Mar. 29 (NBD) -- A 27-story wooden structure without any iron nail, Sanjiang Drum Tower stands silently by the Xunjiang River, watching over the county inhabited by Dong minorities as well as the cultural legacy of Dong people - Dong Embroidery.
Tan Guizhen, a certified inheritor of Dong embroidery, runs a workshop in Sanjiang Dong Autonomous County. After graduating from a university and working temporarily, the post-90s girl decided to return to her hometown and take up the traditional folk art.
Dong embroidery, listed as a national intangible cultural heritage in 2011, is an important part of Dong people's culture.
A national-level poverty-stricken county, Sanjiang is a mountainous region traditionally inhabited by Dong people, bordering the prefecture-level divisions of Qiandongnan (Guizhou) to the north, Huaihua (Hunan) to the northeast and Guilin to the west.
While more and more young villagers are leaving the county for decent salaries in the cities, Tan walked away from bustling urban life and plunged into lonesome embroidering.
"One day, my mom said to me bitterly, 'when I am too old to embroider, I'll feel sorry if no one learns the skills from me and passes on the craft'," Tan recalled the moment when she started thinking about coming in for the embroidering art. Since childhood, Tan learned the exquisite handicraft from her mother Wei Qinghua, who is also an certified inheritor of the precious art.
Wanting to assist her mother, in 2017, Tan became a full-time embroider, not an occupation her father wished for. "A rural woman, my mom knows well about embroidery but nothing about computers. When she is to teach others how to do embroidery, I will make slideshows for her." Stitch-work completed jointly by Tan and her mother has won several awards.
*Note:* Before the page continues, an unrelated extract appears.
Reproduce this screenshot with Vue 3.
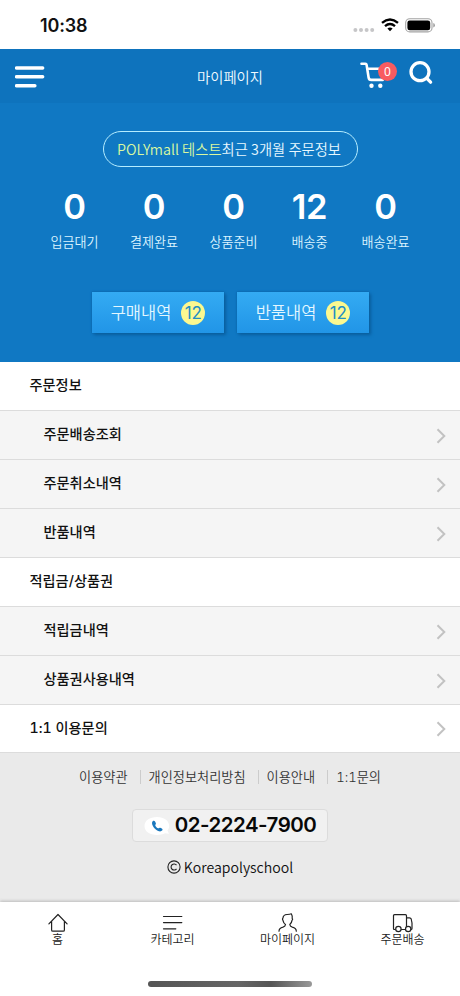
<script setup>
const stats = [
  { value: 0, label: '입금대기', width: 79 },
  { value: 0, label: '결제완료', width: 80 },
  { value: 0, label: '상품준비', width: 79 },
  { value: 12, label: '배송중', width: 73 },
  { value: 0, label: '배송완료', width: 79 },
]
const buttons = [
  { label: '구매내역', count: 12 },
  { label: '반품내역', count: 12 },
]
const rows = [
  { label: '주문정보', kind: 'head' },
  { label: '주문배송조회', kind: 'sub', arrow: true },
  { label: '주문취소내역', kind: 'sub', arrow: true },
  { label: '반품내역', kind: 'sub', arrow: true },
  { label: '적립금/상품권', kind: 'head' },
  { label: '적립금내역', kind: 'sub', arrow: true },
  { label: '상품권사용내역', kind: 'sub', arrow: true },
  { label: '1:1 이용문의', kind: 'head last', arrow: true },
]
const links = ['이용약관', '개인정보처리방침', '이용안내', '1:1문의']
const tabs = [
  { label: '홈', icon: 'home' },
  { label: '카테고리', icon: 'menu' },
  { label: '마이페이지', icon: 'user' },
  { label: '주문배송', icon: 'truck' },
]
</script>

<template>
  <div class="screen">
    <div class="status">
      <span class="time">10:38</span>
      <div class="indicators">
        <svg class="dots" width="22" height="6" viewBox="0 0 22 6" fill="#c6c6c8">
          <circle cx="2.4" cy="3" r="2" /><circle cx="8" cy="3" r="2" /><circle cx="13.6" cy="3" r="2" /><circle cx="19.2" cy="3" r="2" />
        </svg>
        <svg class="wifi" width="18" height="14" viewBox="0 0 18 14" fill="none" stroke="#000" stroke-width="2.4">
          <path d="M1 4.9Q9-1.9 17 4.9" /><path d="M4 8.2Q9 4 14 8.2" />
          <path d="M6.4 10.5Q9 8.4 11.6 10.5L9 13.2Z" fill="#000" stroke="none" />
        </svg>
        <svg class="battery" width="31" height="15" viewBox="0 0 31 15">
          <rect x=".7" y=".7" width="26.3" height="13.2" rx="4" fill="#fff" stroke="#a3a3a3" stroke-width="1.1" />
          <rect x="2.4" y="2.4" width="22.8" height="9.8" rx="2.3" />
          <path d="M28.3 5v4.6q1.6-.6 1.6-2.3T28.3 5Z" fill="#999" />
        </svg>
      </div>
    </div>

    <header class="topbar">
      <svg class="burger" width="30" height="22" viewBox="0 0 30 22" stroke="#fff" stroke-width="3.4" stroke-linecap="round">
        <path d="M1.5 2h26.2M1.5 10.8h26.2M1.5 19.7h18.4" />
      </svg>
      <h1>마이페이지</h1>
      <div class="actions">
        <div class="cart">
          <svg width="30" height="28" viewBox="0 0 30 28" fill="none" stroke="#fff" stroke-width="2.6" stroke-linecap="round" stroke-linejoin="round">
            <path d="M1.500 2.700h3.900c.8 0 1.100.5 1.200 1.200L8.600 16.500c.2 1.600 1 2.400 2.700 2.400h11.400M7.500 7.800H25l-2 8.100" />
            <circle cx="11.500" cy="24.800" r="2.200" fill="#fff" stroke="none" /><circle cx="20.300" cy="24.800" r="2.200" fill="#fff" stroke="none" />
          </svg>
          <span class="cart-count">0</span>
        </div>
        <svg class="search" width="24" height="24" viewBox="0 0 24 24" fill="none" stroke="#fff" stroke-width="3.300" stroke-linecap="round">
          <circle cx="11" cy="10.700" r="9" /><path d="m17.600 17.200 4 4" />
        </svg>
      </div>
    </header>

    <section class="summary">
      <div class="pill"><em>POLYmall 테스트</em>최근 3개월 주문정보</div>
      <div class="stats">
        <div v-for="s in stats" :key="s.label" class="stat" :style="{ width: s.width + 'px' }">
          <strong>{{ s.value }}</strong>
          <span>{{ s.label }}</span>
        </div>
      </div>
      <div class="buttons">
        <button v-for="b in buttons" :key="b.label" type="button">{{ b.label }}<i>{{ b.count }}</i></button>
      </div>
    </section>

    <nav class="list">
      <a v-for="(r, i) in rows" :key="i" class="row" :class="r.kind">
        <span>{{ r.label }}</span>
        <svg v-if="r.arrow" width="10" height="16" viewBox="0 0 10 16" fill="none" stroke="#c2c2c2" stroke-width="2">
          <path d="m1.500 1.200 6.800 6.800-6.800 6.800" />
        </svg>
      </a>
    </nav>

    <footer class="footer">
      <div class="links"><a v-for="l in links" :key="l">{{ l }}</a></div>
      <div class="phone">
        <svg width="26" height="20" viewBox="0 0 26 20">
          <path d="M13 1C5.500 1 .5 4.800.5 10S5.500 19 13 19c3 0 6-.6 8-1.700l4 .5-1.600-3.400c1.300-1.300 1.800-2.800 1.800-4.400C25.200 4.800 20 1 13 1Z" fill="#fff" />
          <path d="M8.700 5.200c1-1 2-.4 2.500.6l.7 1.500c.3.800-.9 1.500-.6 2.100.6 1.300 1.600 2.300 2.900 2.900.7.300 1.300-.9 2.100-.6l1.500.8c.9.500 1 1.400.3 2.100-1.200 1.300-3.500 1.100-6-.8-3.100-2.400-5.200-6.800-3.400-8.600Z" fill="#1b78bd" />
        </svg>
        <span>02-2224-7900</span>
      </div>
      <div class="copyright">
        <svg width="14" height="14" viewBox="0 0 14 14" fill="none" stroke="#222" stroke-width="1.100">
          <circle cx="7" cy="7" r="6.100" /><path d="M9.500 5.200A3 3 0 1 0 9.500 8.800" />
        </svg>
        <span>Koreapolyschool</span>
      </div>
    </footer>

    <nav class="tabs">
      <a v-for="t in tabs" :key="t.label" class="tab">
        <svg width="22" height="20" viewBox="0 0 22 20" fill="none" stroke="#222" stroke-width="1.200" stroke-linejoin="round" stroke-linecap="round">
          <path v-if="t.icon === 'home'" d="M1.900 10.800 11 1.500l9.100 9.300M4.600 8.300v8.600q0 1.300 1.300 1.300h10.200q1.300 0 1.300-1.300V8.300" />
          <path v-else-if="t.icon === 'menu'" d="M1.500 3.500h18.300M1.500 9.600h18.300M1.500 15.800h12.300" />
          <path v-else-if="t.icon === 'user'" d="M2 18.200c0-2.700 1.500-3.500 4-4.100 1.500-.4 2.400-1.100 2.500-2.600C6.300 10 6.200 8.200 5.900 7c-.6-.3-.5-1.500.1-2C6.200 2.300 8.200 1.600 10 1.500c1.300-.1 2.900-.2 4.300-.7.900 1.600 1.400 3.100.9 4.700.8.500.3 1.300-.1 1.700-.2 1.500-.9 3.100-2.300 4.300.1 1.500 1 2.200 2.500 2.600 2.500.6 4 1.400 4 4.100" />
          <template v-else>
            <path d="M3.700 16.500H2.500q-1 0-1-1V2.700q0-1 1-1h11q1 0 1 1v13.800H9.200M14.500 4.800h3q1.300 0 1.700 1.200l.8 4v5.500q0 1-1 1h-.4" />
            <circle cx="6.400" cy="16" r="2.700" fill="#fff" /><circle cx="16.200" cy="16" r="2.700" fill="#fff" />
          </template>
        </svg>
        <span>{{ t.label }}</span>
      </a>
      <div class="home-indicator"></div>
    </nav>
  </div>
</template>

<style>
body { margin: 0; background: #fff; }
</style>

<style scoped>
* { box-sizing: border-box; }
.screen {
  width: 460px; height: 996px; display: flex; flex-direction: column; overflow: hidden;
  font-family: "Noto Sans CJK KR", sans-serif; color: #111; background: #fff;
}
.status { height: 49px; display: flex; justify-content: space-between; padding: 0 24px 0 40px; }
.time { font: 600 18px/22px Inter, sans-serif; margin-top: 15px; letter-spacing: -.15px; }
.indicators { display: flex; align-items: flex-start; }
.dots { margin: 27px 6px 0 0; }
.wifi { margin: 18px 6px 0 0; }
.battery { margin: 18px 0 0; }
.topbar { height: 54px; flex: none; background: #0e73bd; display: grid; grid-template-columns: 1fr auto 1fr; align-items: start; padding: 0 27px 0 15px; }
.burger { margin-top: 17px; }
h1 { margin: 17px 0 0 12px; font-size: 14.300px; line-height: 21px; font-weight: 350; color: #f1faff; }
.actions { display: flex; justify-content: flex-end; }
.cart { position: relative; margin: 12px 19px 0 0; }
.cart svg { display: block; }
.cart-count { position: absolute; left: 18px; top: 1px; width: 19px; height: 19px; border-radius: 50%; background: #f85b60; color: #fff; font: 12px/20px "Noto Sans", sans-serif; text-align: center; }
.search { margin: 12px 0 0; }
.summary { height: 259px; flex: none; background: #1078c3; display: flex; flex-direction: column; align-items: center; color: #fff; }
.pill { width: 255px; height: 36px; margin: 28px 0 0; border: 1.500px solid #b5edff; border-radius: 18px; text-align: center; font-size: 14.300px; line-height: 33px; font-weight: 350; color: #e8f8ff; white-space: nowrap; padding-right: 2px; }
.pill em { font-style: normal; color: #d9f9a0; }
.stats { display: flex; margin: 18px 0 0; }
.stat { display: flex; flex-direction: column; align-items: center; }
.stat strong { font: 600 34.500px/44px Inter, sans-serif; letter-spacing: -.3px; }
.stat span { margin-top: 3px; font-size: 13.100px; line-height: 20px; font-weight: 350; color: #dcf4ff; }
.buttons { display: flex; gap: 13px; margin: 40px 0 0 1px; }
button { width: 132px; height: 41px; padding: 0 0 1px; border: 0; display: flex; align-items: center; justify-content: center; gap: 10px; font: 350 16.500px/24px "Noto Sans CJK KR", sans-serif; color: #e4f7ff; background: linear-gradient(#34abf3, #2195e7); box-shadow: 0 0 2px #075d9e, 2px 2px 3px #0b609f; }
button i { width: 24px; height: 24px; margin-top: 2px; border-radius: 50%; background: #fbf890; color: #238fc4; font: 400 17px/25px Inter, sans-serif; text-align: center; }
.list { flex: none; display: flex; flex-direction: column; }
.row { height: 49px; display: flex; align-items: center; justify-content: space-between; padding: 0 14px 2px 29.500px; border-bottom: 1px solid #dcdcdc; font-family: Inter, "Noto Sans CJK KR", sans-serif; font-size: 14.200px; font-variant-numeric: tabular-nums; line-height: 22px; font-weight: 500; background: #fff; }
.row svg { margin-top: 3px; }
.row.sub { padding-left: 43.500px; background: #f5f5f5; }
.row.last { height: 48px; }
.footer { height: 149px; flex: none; background: #eaeaea; display: flex; flex-direction: column; align-items: center; }
.links { display: flex; margin-top: 14px; align-items: center; font-family: Inter, "Noto Sans CJK KR", sans-serif; font-size: 13.200px; font-variant-numeric: tabular-nums; line-height: 20px; font-weight: 350; color: #333; }
.links a + a { position: relative; margin-left: 12px; padding-left: 9px; }
.links a + a::before { content: ""; position: absolute; left: 0; top: 3px; height: 14px; width: 1px; background: #ccc; }
.phone { width: 196px; height: 33px; margin-top: 22px; border: 1px solid #dcdcdc; border-radius: 4px; background: #f1f1f1; display: flex; align-items: center; justify-content: center; gap: 5px; font: 600 20.500px/29px Inter, sans-serif; color: #080808; }
.phone span { margin-top: -2px; letter-spacing: -.5px; }
.copyright { display: flex; align-items: center; gap: 3px; margin-top: 14px; font-size: 14.100px; line-height: 22px; font-weight: 350; color: #111; }
.tabs { height: 94px; position: relative; display: grid; grid-template-columns: repeat(4, 1fr); background: #fff; box-shadow: 0 -1px 3px #bbb; }
.tab { display: flex; flex-direction: column; align-items: center; padding-top: 11px; }
.tab span { font-size: 12px; line-height: 18px; margin-top: -3px; font-weight: 350; color: #222; }
.home-indicator { position: absolute; left: 148px; top: 79px; width: 164px; height: 6px; border-radius: 3px; background: linear-gradient(90deg, #555, #666 55%, #555 75%, #999); }
</style>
The traditional craft used to be a must for Dong girls back then. But as the mass production era came, Dong embroidery has gone far gradually from daily life of Dong people.
Wei Qinghua is teaching young girls to embroider (Photo/Dfic)
In an attempt to revitalize the tradition and to invite people to rediscover the beauty of the delicate heritage, Tan and her mother started to apply embroidery to new items such as sofa cushion and painting frames and employ new patterns including twelve Chinese zodiac signs.
Tan's family use paper cutting to prepare the patterns for embroidering. Tan's grandmother Yao Peiqian (also known as Tan Naishiqing), also a master of Dong embroidery in Sanjiang, started learning how to cut paper patterns at the age of 7.
Despite the senior age, 92-year-old Yao, with her steady and clever fingers, can cut paper patterns without actually drawing them, a tiger, a rabbit, a spider flower and so on.
In addition to the artistry inheritance within the household, Tan's family is also getting embroiders in the neighborhood involved to preserve the traditional craft together.
Orders that Tan's workshop obtains are distributed to close-by weavers. The workshop "Qinghua", which is named after Tan's mother, displays traditional weaving machine, dye vat, paper cuttings, embroidery pieces, clothes, and shoes, etc., presenting the embroidery art of Dong ethnic group.
From Yao Peiqian, to Wei Qinghua and to Tan Guizhen, the traditional folk art has been preserved and passed down in the family for over 100 years.